Using AlphaFold on Hoffman2

Creation date: 12/20/2023 11:59 AM    Updated: 12/20/2023 12:40 PM
This document provides comprehensive instructions for utilizing AlphaFold within the Hoffman2 High Performance Computing (HPC) environment, leveraging the AlphaFold container, a specialized software package containing AlphaFold. This container can be executed on Hoffman2 through the Apptainer container runtime application.

Downloading Data

Start a job on a compute node

You will need to first start a job to use AlphaFold and Apptainer

qrsh -l h_data=10G,h_rt=12:00:00

This example using 10GB of memory and 12 hour time limit. Note, you can use a non-GPU node if you are just downloading data. You can also use a qsub job script instead to submit this as a non-interactive job

Setting Up the Data Directory

Before initiating AlphaFold, it's essential to download the required datasets. Start by setting the directory for data download:

export DOWNLOAD_DIR=$SCRATCH/alphafoldtest/data


Execute the data download script

Utilize the download scripts provided by AlphaFold for setting up databases. These scripts are located at /app/alphafold/scripts within the container. Refer to the AlphaFold GitHub repository for a detailed list of these scripts.

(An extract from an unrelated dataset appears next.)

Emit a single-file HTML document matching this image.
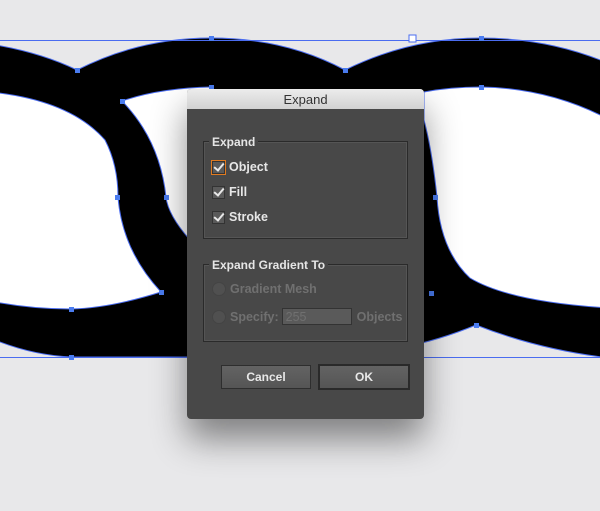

Run the following command to download all necessary data:

module load apptainer

apptainer exec $H2_CONTAINER_LOC/h2-alphafold.sif /app/alphafold/scripts/download_all_data.sh $DOWNLOAD_DIR


Note: Ensure there is adequate storage space in the specified directory for the downloaded data.

Running AlphaFold

Start a job on a compute node

You will need to first start a job to use AlphaFold and Apptainer

qrsh -l h_data=10G,h_rt=12:00:00,gpu,V100

This example using 10GB of memory and 12 hour time limit, using a V100 GPU compute node. You can also use a qsub job script instead to submit this as a non-interactive job

Setting Environment Variables:

Establish the required environment variables for the data and output directories, as well as the path to your FASTA file:

export DOWNLOAD_DIR=$SCRATCH/alphafoldtest/data
export OUTPUT_DIR=$SCRATCH/alphafoldtest/output
export FASTA_PATHS=test.fasta


Executing AlphaFold:

AlphaFold can be run using the run_alphafold.sh script, located at /app/run_alphafold.sh within the container. Execute AlphaFold with the following command, assuming the use of a GPU for relaxation steps:

module load apptainer

apptainer exec --nv $H2_CONTAINER_LOC/h2-alphafold.sif /app/run_alphafold.sh \
  --fasta_paths=$FASTA_PATHS \
  --max_template_date=2022-01-01 \
  --model_preset=monomer \
  --db_preset=full_dbs \
  --data_dir=$DOWNLOAD_DIR \
  --output_dir=$OUTPUT_DIR \
  --use_gpu_relax=TRUE 


Adjust the max_template_date according to your needs. Choose the suitable model_preset and db_preset as per the specific requirements of your project. Verify that the variables FASTA_PATHS, DOWNLOAD_DIR, and OUTPUT_DIR are set correctly.